The FTC alleges that Success By Health’s flagship product is an instant coffee called “MycoCafe” that includes a mushroom that the defendants claim has health benefits. However, the FTC alleges that selling the product to coffee drinkers took a back seat to recruiting more affiliates. Company training materials allegedly show that affiliates were pressured first and foremost to recruit more affiliates. The company’s “Four Steps to Success” pointedly do not include any advice on selling the company’s product, but instead prioritize spending lots of money on products and recruiting others to “duplicate” the same spending and recruiting.
The defendants told affiliates that “the masses” could earn more than $1 million each month in sales commissions, the FTC alleges. However, the marketing materials allegedly failed to disclose that to achieve that level of commissions, an affiliate would have to recruit more than 100,000 affiliates working underneath them, the vast majority of whom would be losing money at any given time.

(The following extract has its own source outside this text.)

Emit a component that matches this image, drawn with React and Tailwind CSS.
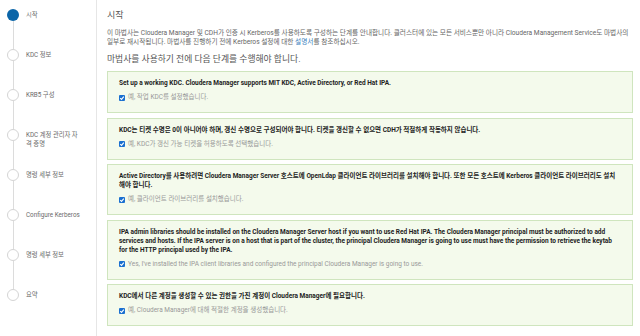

The complaint alleges that when affiliates did try to sell the product to other consumers, they found themselves in competition with the company itself. Success By Health sells its products directly to the public for the same “wholesale” price paid by affiliates, severely limiting affiliates’ ability to follow the defendants’ instructions to apply a 50 percent “markup” before selling to the public.
The Commission vote authorizing the staff to file the complaint and contempt order was 5-0. The complaint was filed in the U.S. District Court for the District of Arizona.